During his press conference on Tuesday afternoon, Haith said he is looking for one newcomer in particular to make a difference on defense.
"I hope that Keion Bell accepts the role of being the guy that can be a lockdown defender, to be the guy who always guards the other team’s best guy. He’s capable of being that guy and being unbelievable at it," Haith said.
Bell, a senior transfer from Pepperdine, made his presence known at Mizzou Madness last Friday with a highlight reel dunk. The 6-foot-4 guard also possesses the type of athleticism that can make him the backbone of what could be a stout Tiger defense.
"I believe that I can be a shut down defender here. I’ll definitely do my best," Bell said. "With my athleticism and recovery speed, that is something I can do.

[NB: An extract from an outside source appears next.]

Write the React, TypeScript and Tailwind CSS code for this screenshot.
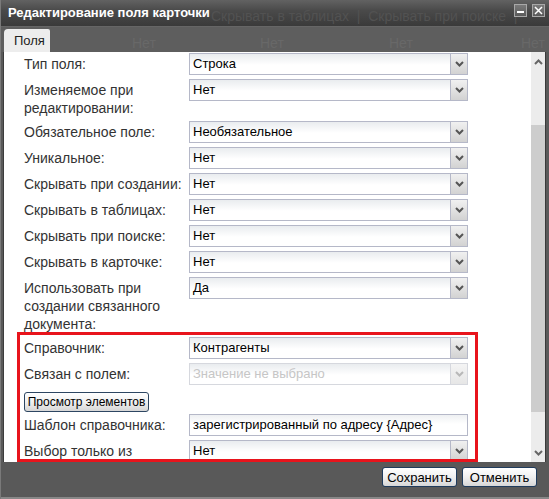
import React from "react";

const Chevron = ({ up = false, color = "#555" }: { up?: boolean; color?: string }) => (
  <svg width="9" height="6" viewBox="0 0 9 6" className={up ? "rotate-180" : ""}>
    <path d="M1 1 L4.5 4.5 L8 1" stroke={color} strokeWidth="2" fill="none" />
  </svg>
);

const Select = ({ value, disabled = false }: { value: string; disabled?: boolean }) => (
  <div
    className={`flex h-[22px] w-[279px] shrink-0 border bg-[linear-gradient(#e9ecef,#ffffff_55%)] ${
      disabled ? "border-[#d6d8de]" : "border-[#b5b8c8]"
    }`}
  >
    <div className={`flex-1 flex items-center pl-[3px] text-[13px] ${disabled ? "text-[#c6c6c6]" : "text-black"}`}>
      {value}
    </div>
    <div
      className={`w-[17px] flex items-center justify-center border-l ${
        disabled
          ? "border-[#d6d8de] bg-[linear-gradient(#f4f4f4,#e6e6e6)]"
          : "border-[#b5b8c8] bg-[linear-gradient(#f0f0f0,#d2d2d2)]"
      }`}
    >
      <Chevron color={disabled ? "#b8b8b8" : "#555"} />
    </div>
  </div>
);

const Row = ({ label, children }: { label: React.ReactNode; children: React.ReactNode }) => (
  <div className="flex items-start mb-[4px]">
    <div className="w-[165px] shrink-0 pt-[2px] leading-[18px] text-[14px] text-[#333]">{label}</div>
    {children}
  </div>
);

const rows: { label: React.ReactNode; value: string }[] = [
  { label: "Тип поля:", value: "Строка" },
  { label: <>Изменяемое при<br />редактировании:</>, value: "Нет" },
  { label: "Обязательное поле:", value: "Необязательное" },
  { label: "Уникальное:", value: "Нет" },
  { label: "Скрывать при создании:", value: "Нет" },
  { label: "Скрывать в таблицах:", value: "Нет" },
  { label: "Скрывать при поиске:", value: "Нет" },
  { label: "Скрывать в карточке:", value: "Нет" },
  { label: <>Использовать при<br />создании связанного<br />документа:</>, value: "Да" },
];

export default function App() {
  return (
    <div className="w-[549px] h-[499px] bg-[#595959] flex flex-col overflow-hidden font-['Liberation_Sans',Arial,sans-serif] border-l border-[#7a7a7a]">
      {/* title bar */}
      <div className="relative h-[26px] shrink-0 flex items-center bg-[linear-gradient(#626262,#4a4a4a_40%,#3a3a3a)]">
        <span className="pl-[7px] text-[13px] font-bold text-white">Редактирование поля карточки</span>
        <span className="absolute left-[210px] top-[6px] text-[14px] text-[#525252] whitespace-nowrap">
          Скрывать в таблицах&nbsp;&nbsp;|&nbsp;&nbsp;Скрывать при поиске&nbsp;&nbsp;|
        </span>
        <div className="absolute right-[4px] top-[4px] flex gap-[5px]">
          <div className="w-[13px] h-[13px] border border-[#a8a8a8] bg-[linear-gradient(#7a7a7a,#5a5a5a)] flex items-center justify-center">
            <div className="w-[7px] h-[2px] bg-white mt-[3px]" />
          </div>
          <div className="w-[13px] h-[13px] border border-[#a8a8a8] bg-[linear-gradient(#7a7a7a,#5a5a5a)] flex items-center justify-center">
            <svg width="9" height="9" viewBox="0 0 9 9">
              <path d="M1 1 L8 8 M8 1 L1 8" stroke="#fff" strokeWidth="1.5" />
            </svg>
          </div>
        </div>
      </div>

      {/* tab strip */}
      <div className="relative h-[26px] shrink-0 flex items-end pl-[3px] bg-[#5e5e5e] border-t border-[#666]">
        <div className="w-[46px] h-[23px] rounded-tl-[4px] rounded-tr-[2px] bg-[#ededed] flex items-center pl-[10px] text-[13px] text-[#222]">
          Поля
        </div>
        <span className="absolute left-[131px] top-[6px] text-[14px] text-[#686868]">Нет</span>
        <span className="absolute left-[259px] top-[6px] text-[14px] text-[#686868]">Нет</span>
        <span className="absolute left-[388px] top-[6px] text-[14px] text-[#686868]">Нет</span>
        <span className="absolute left-[520px] top-[6px] text-[14px] text-[#686868]">Нет</span>
      </div>

      {/* body */}
      <div className="flex h-[410px] shrink-0">
        <div className="w-[3px] border-r border-[#3c3c3c]" />
        <div className="w-[527px] bg-white overflow-hidden pl-[20px] pt-[1px]">
          {rows.map((r, i) => (
            <Row key={i} label={r.label}>
              <Select value={r.value} />
            </Row>
          ))}

          <div className="relative">
            <div className="absolute left-[-7px] top-[-5px] w-[461px] h-[130px] border-[3px] border-[#e8141c]" />
            <Row label="Справочник:">
              <Select value="Контрагенты" />
            </Row>
            <Row label="Связан с полем:">
              <Select value="Значение не выбрано" disabled />
            </Row>
            <div className="mb-[1px]">
              <button className="w-[125px] h-[20px] rounded-[3px] border border-[#2d4662] bg-[linear-gradient(#ffffff,#f0f0f0_50%,#d6d6d6)] text-[12px] text-black">
                Просмотр элементов
              </button>
            </div>
            <Row label="Шаблон справочника:">
              <div className="h-[22px] w-[279px] border border-[#b5b8c8] bg-[linear-gradient(#eef0f2,#ffffff_45%)] flex items-center pl-[3px] text-[13px] text-black">
                зарегистрированный по адресу {"{Адрес}"}
              </div>
            </Row>
            <Row label="Выбор только из">
              <Select value="Нет" />
            </Row>
          </div>
        </div>

        {/* scrollbar */}
        <div className="w-[14px] bg-[#ececec] flex flex-col">
          <div className="h-[20px] flex items-center justify-center">
            <Chevron up color="#666" />
          </div>
          <div className="mt-[53px] h-[287px] bg-[#cdcdcd]" />
          <div className="flex-1" />
          <div className="h-[18px] flex items-center justify-center">
            <Chevron color="#666" />
          </div>
        </div>
        <div className="w-[4px] border-l border-[#3a3a3a] bg-[#5a5a5a]" />
      </div>

      {/* footer */}
      <div className="flex-1 flex justify-end items-start gap-[5px] pr-[12px] pt-[5px] border-b-2 border-[#888]">
        <button className="w-[75px] h-[20px] rounded-[3px] border border-[#1f3b5c] bg-[linear-gradient(#ffffff,#f0f0f0_50%,#d6d6d6)] text-[13px] text-black">
          Сохранить
        </button>
        <button className="w-[75px] h-[20px] rounded-[3px] border border-[#1f3b5c] bg-[linear-gradient(#ffffff,#f0f0f0_50%,#d6d6d6)] text-[13px] text-black">
          Отменить
        </button>
      </div>
    </div>
  );
}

Our main focus in practice right now is keeping up the defensive intensity and keeping our defensive rotations intact."
Joining Bell as athletic transfers with length are 6-foot-5 junior guard Earnest Ross (Auburn) and Jabari Brown, a 6-foot-5 sophomore from Oregon who will become eligible to compete in January.
"Our length is going to give us the ability to knock a lot more balls loose," Haith said of a defense that led the Big 12 in steals last year. "We will just have a better defensive presence on the defensive end than last year and will do a great job of protecting the paint."